— begin Given material —
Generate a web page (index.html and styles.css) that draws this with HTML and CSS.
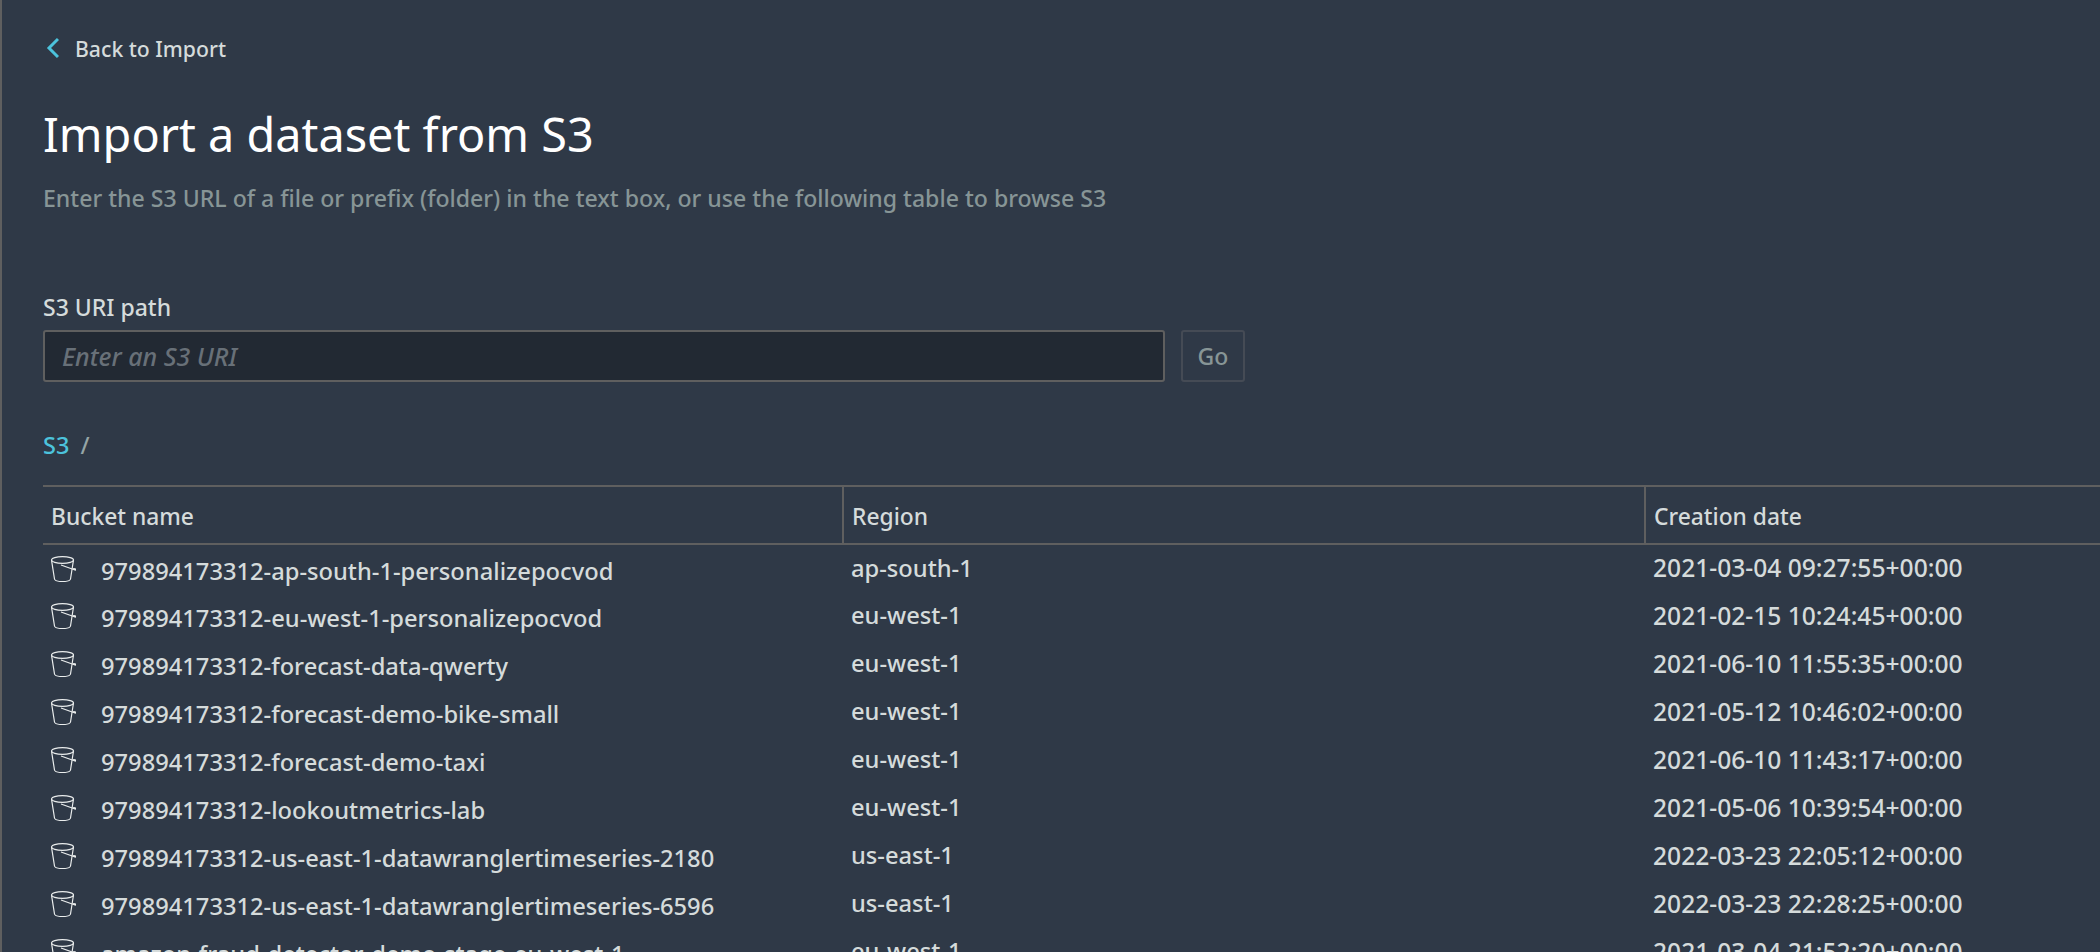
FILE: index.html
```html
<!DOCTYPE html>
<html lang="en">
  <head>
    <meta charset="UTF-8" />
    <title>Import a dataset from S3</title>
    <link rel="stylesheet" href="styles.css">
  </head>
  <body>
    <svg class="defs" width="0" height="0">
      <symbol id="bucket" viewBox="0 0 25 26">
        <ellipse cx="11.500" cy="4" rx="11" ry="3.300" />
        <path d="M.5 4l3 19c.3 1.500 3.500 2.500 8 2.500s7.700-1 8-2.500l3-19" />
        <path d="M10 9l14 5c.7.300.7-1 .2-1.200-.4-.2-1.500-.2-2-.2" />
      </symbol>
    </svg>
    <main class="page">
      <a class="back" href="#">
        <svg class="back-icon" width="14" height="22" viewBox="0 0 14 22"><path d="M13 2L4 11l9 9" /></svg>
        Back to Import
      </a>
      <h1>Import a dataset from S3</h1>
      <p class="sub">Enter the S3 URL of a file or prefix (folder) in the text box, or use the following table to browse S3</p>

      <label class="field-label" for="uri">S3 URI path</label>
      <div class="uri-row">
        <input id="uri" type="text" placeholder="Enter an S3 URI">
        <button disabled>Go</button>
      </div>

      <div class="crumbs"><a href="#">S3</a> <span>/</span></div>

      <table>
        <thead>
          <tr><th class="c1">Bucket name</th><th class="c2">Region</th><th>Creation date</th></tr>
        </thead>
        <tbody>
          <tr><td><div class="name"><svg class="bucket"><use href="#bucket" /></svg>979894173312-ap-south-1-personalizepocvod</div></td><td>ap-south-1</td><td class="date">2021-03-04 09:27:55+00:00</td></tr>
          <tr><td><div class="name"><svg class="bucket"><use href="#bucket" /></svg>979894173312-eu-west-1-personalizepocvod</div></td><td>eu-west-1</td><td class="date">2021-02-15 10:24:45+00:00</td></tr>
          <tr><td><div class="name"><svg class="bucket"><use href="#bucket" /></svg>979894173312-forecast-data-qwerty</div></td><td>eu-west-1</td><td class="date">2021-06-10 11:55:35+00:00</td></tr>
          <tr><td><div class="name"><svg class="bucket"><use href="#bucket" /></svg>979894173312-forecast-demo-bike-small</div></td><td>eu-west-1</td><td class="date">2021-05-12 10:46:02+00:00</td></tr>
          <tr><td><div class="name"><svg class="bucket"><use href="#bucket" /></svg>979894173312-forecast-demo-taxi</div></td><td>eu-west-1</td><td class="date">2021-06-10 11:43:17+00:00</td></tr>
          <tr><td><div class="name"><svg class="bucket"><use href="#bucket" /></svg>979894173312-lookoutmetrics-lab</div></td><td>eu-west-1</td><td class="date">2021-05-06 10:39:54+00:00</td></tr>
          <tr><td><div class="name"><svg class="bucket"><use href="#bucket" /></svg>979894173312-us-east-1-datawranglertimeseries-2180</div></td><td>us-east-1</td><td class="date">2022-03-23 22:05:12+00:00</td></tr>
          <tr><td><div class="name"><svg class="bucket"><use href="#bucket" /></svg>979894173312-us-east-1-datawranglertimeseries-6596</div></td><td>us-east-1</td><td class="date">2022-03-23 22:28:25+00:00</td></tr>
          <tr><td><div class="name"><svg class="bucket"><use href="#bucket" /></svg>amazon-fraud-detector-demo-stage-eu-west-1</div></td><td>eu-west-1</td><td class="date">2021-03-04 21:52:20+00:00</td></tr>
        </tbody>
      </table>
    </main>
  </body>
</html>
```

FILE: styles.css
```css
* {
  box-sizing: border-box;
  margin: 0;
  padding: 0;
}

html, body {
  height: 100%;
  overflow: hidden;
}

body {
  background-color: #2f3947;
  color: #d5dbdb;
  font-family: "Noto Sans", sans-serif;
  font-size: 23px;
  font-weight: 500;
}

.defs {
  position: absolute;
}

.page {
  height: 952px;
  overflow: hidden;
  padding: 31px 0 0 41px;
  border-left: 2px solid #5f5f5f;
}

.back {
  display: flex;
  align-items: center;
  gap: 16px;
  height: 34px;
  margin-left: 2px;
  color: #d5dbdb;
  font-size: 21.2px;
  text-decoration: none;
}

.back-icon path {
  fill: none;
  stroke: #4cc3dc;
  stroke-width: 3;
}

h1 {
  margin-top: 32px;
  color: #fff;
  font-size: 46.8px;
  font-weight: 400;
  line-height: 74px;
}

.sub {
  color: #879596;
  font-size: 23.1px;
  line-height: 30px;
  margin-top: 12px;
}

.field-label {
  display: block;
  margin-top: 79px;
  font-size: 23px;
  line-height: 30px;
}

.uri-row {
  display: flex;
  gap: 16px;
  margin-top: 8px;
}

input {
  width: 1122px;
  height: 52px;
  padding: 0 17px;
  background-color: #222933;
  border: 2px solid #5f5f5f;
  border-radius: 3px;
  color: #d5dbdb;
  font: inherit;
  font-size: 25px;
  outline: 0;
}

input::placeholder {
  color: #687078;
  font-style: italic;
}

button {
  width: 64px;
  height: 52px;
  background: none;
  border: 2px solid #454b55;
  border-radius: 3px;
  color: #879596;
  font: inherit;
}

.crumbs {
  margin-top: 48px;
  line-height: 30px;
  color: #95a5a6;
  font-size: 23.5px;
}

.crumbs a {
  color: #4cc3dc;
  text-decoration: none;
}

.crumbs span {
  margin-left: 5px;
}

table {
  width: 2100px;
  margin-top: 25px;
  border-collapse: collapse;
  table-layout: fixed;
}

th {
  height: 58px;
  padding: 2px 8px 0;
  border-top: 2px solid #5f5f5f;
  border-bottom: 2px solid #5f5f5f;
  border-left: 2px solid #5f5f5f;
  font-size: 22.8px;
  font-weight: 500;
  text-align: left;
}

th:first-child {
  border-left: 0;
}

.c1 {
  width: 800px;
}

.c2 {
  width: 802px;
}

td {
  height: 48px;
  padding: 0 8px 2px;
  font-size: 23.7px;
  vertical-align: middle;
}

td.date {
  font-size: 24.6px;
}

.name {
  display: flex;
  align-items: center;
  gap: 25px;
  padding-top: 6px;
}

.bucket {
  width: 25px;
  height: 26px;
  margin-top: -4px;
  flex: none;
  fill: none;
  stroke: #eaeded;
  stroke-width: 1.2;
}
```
— end Given material —
◆ Exercise instructions
Reproduce the data verbatim. Do not carry any picture into the copy.

◆ Completed exercise
Generate a web page (index.html and styles.css) that draws this with HTML and CSS.
FILE: index.html
```html
<!DOCTYPE html>
<html lang="en">
  <head>
    <meta charset="UTF-8" />
    <title>Import a dataset from S3</title>
    <link rel="stylesheet" href="styles.css">
  </head>
  <body>
    <svg class="defs" width="0" height="0">
      <symbol id="bucket" viewBox="0 0 25 26">
        <ellipse cx="11.500" cy="4" rx="11" ry="3.300" />
        <path d="M.5 4l3 19c.3 1.500 3.500 2.500 8 2.500s7.700-1 8-2.500l3-19" />
        <path d="M10 9l14 5c.7.300.7-1 .2-1.200-.4-.2-1.500-.2-2-.2" />
      </symbol>
    </svg>
    <main class="page">
      <a class="back" href="#">
        <svg class="back-icon" width="14" height="22" viewBox="0 0 14 22"><path d="M13 2L4 11l9 9" /></svg>
        Back to Import
      </a>
      <h1>Import a dataset from S3</h1>
      <p class="sub">Enter the S3 URL of a file or prefix (folder) in the text box, or use the following table to browse S3</p>

      <label class="field-label" for="uri">S3 URI path</label>
      <div class="uri-row">
        <input id="uri" type="text" placeholder="Enter an S3 URI">
        <button disabled>Go</button>
      </div>

      <div class="crumbs"><a href="#">S3</a> <span>/</span></div>

      <table>
        <thead>
          <tr><th class="c1">Bucket name</th><th class="c2">Region</th><th>Creation date</th></tr>
        </thead>
        <tbody>
          <tr><td><div class="name"><svg class="bucket"><use href="#bucket" /></svg>979894173312-ap-south-1-personalizepocvod</div></td><td>ap-south-1</td><td class="date">2021-03-04 09:27:55+00:00</td></tr>
          <tr><td><div class="name"><svg class="bucket"><use href="#bucket" /></svg>979894173312-eu-west-1-personalizepocvod</div></td><td>eu-west-1</td><td class="date">2021-02-15 10:24:45+00:00</td></tr>
          <tr><td><div class="name"><svg class="bucket"><use href="#bucket" /></svg>979894173312-forecast-data-qwerty</div></td><td>eu-west-1</td><td class="date">2021-06-10 11:55:35+00:00</td></tr>
          <tr><td><div class="name"><svg class="bucket"><use href="#bucket" /></svg>979894173312-forecast-demo-bike-small</div></td><td>eu-west-1</td><td class="date">2021-05-12 10:46:02+00:00</td></tr>
          <tr><td><div class="name"><svg class="bucket"><use href="#bucket" /></svg>979894173312-forecast-demo-taxi</div></td><td>eu-west-1</td><td class="date">2021-06-10 11:43:17+00:00</td></tr>
          <tr><td><div class="name"><svg class="bucket"><use href="#bucket" /></svg>979894173312-lookoutmetrics-lab</div></td><td>eu-west-1</td><td class="date">2021-05-06 10:39:54+00:00</td></tr>
          <tr><td><div class="name"><svg class="bucket"><use href="#bucket" /></svg>979894173312-us-east-1-datawranglertimeseries-2180</div></td><td>us-east-1</td><td class="date">2022-03-23 22:05:12+00:00</td></tr>
          <tr><td><div class="name"><svg class="bucket"><use href="#bucket" /></svg>979894173312-us-east-1-datawranglertimeseries-6596</div></td><td>us-east-1</td><td class="date">2022-03-23 22:28:25+00:00</td></tr>
          <tr><td><div class="name"><svg class="bucket"><use href="#bucket" /></svg>amazon-fraud-detector-demo-stage-eu-west-1</div></td><td>eu-west-1</td><td class="date">2021-03-04 21:52:20+00:00</td></tr>
        </tbody>
      </table>
    </main>
  </body>
</html>
```

FILE: styles.css
```css
* {
  box-sizing: border-box;
  margin: 0;
  padding: 0;
}

html, body {
  height: 100%;
  overflow: hidden;
}

body {
  background-color: #2f3947;
  color: #d5dbdb;
  font-family: "Noto Sans", sans-serif;
  font-size: 23px;
  font-weight: 500;
}

.defs {
  position: absolute;
}

.page {
  height: 952px;
  overflow: hidden;
  padding: 31px 0 0 41px;
  border-left: 2px solid #5f5f5f;
}

.back {
  display: flex;
  align-items: center;
  gap: 16px;
  height: 34px;
  margin-left: 2px;
  color: #d5dbdb;
  font-size: 21.2px;
  text-decoration: none;
}

.back-icon path {
  fill: none;
  stroke: #4cc3dc;
  stroke-width: 3;
}

h1 {
  margin-top: 32px;
  color: #fff;
  font-size: 46.8px;
  font-weight: 400;
  line-height: 74px;
}

.sub {
  color: #879596;
  font-size: 23.1px;
  line-height: 30px;
  margin-top: 12px;
}

.field-label {
  display: block;
  margin-top: 79px;
  font-size: 23px;
  line-height: 30px;
}

.uri-row {
  display: flex;
  gap: 16px;
  margin-top: 8px;
}

input {
  width: 1122px;
  height: 52px;
  padding: 0 17px;
  background-color: #222933;
  border: 2px solid #5f5f5f;
  border-radius: 3px;
  color: #d5dbdb;
  font: inherit;
  font-size: 25px;
  outline: 0;
}

input::placeholder {
  color: #687078;
  font-style: italic;
}

button {
  width: 64px;
  height: 52px;
  background: none;
  border: 2px solid #454b55;
  border-radius: 3px;
  color: #879596;
  font: inherit;
}

.crumbs {
  margin-top: 48px;
  line-height: 30px;
  color: #95a5a6;
  font-size: 23.5px;
}

.crumbs a {
  color: #4cc3dc;
  text-decoration: none;
}

.crumbs span {
  margin-left: 5px;
}

table {
  width: 2100px;
  margin-top: 25px;
  border-collapse: collapse;
  table-layout: fixed;
}

th {
  height: 58px;
  padding: 2px 8px 0;
  border-top: 2px solid #5f5f5f;
  border-bottom: 2px solid #5f5f5f;
  border-left: 2px solid #5f5f5f;
  font-size: 22.8px;
  font-weight: 500;
  text-align: left;
}

th:first-child {
  border-left: 0;
}

.c1 {
  width: 800px;
}

.c2 {
  width: 802px;
}

td {
  height: 48px;
  padding: 0 8px 2px;
  font-size: 23.7px;
  vertical-align: middle;
}

td.date {
  font-size: 24.6px;
}

.name {
  display: flex;
  align-items: center;
  gap: 25px;
  padding-top: 6px;
}

.bucket {
  width: 25px;
  height: 26px;
  margin-top: -4px;
  flex: none;
  fill: none;
  stroke: #eaeded;
  stroke-width: 1.2;
}
```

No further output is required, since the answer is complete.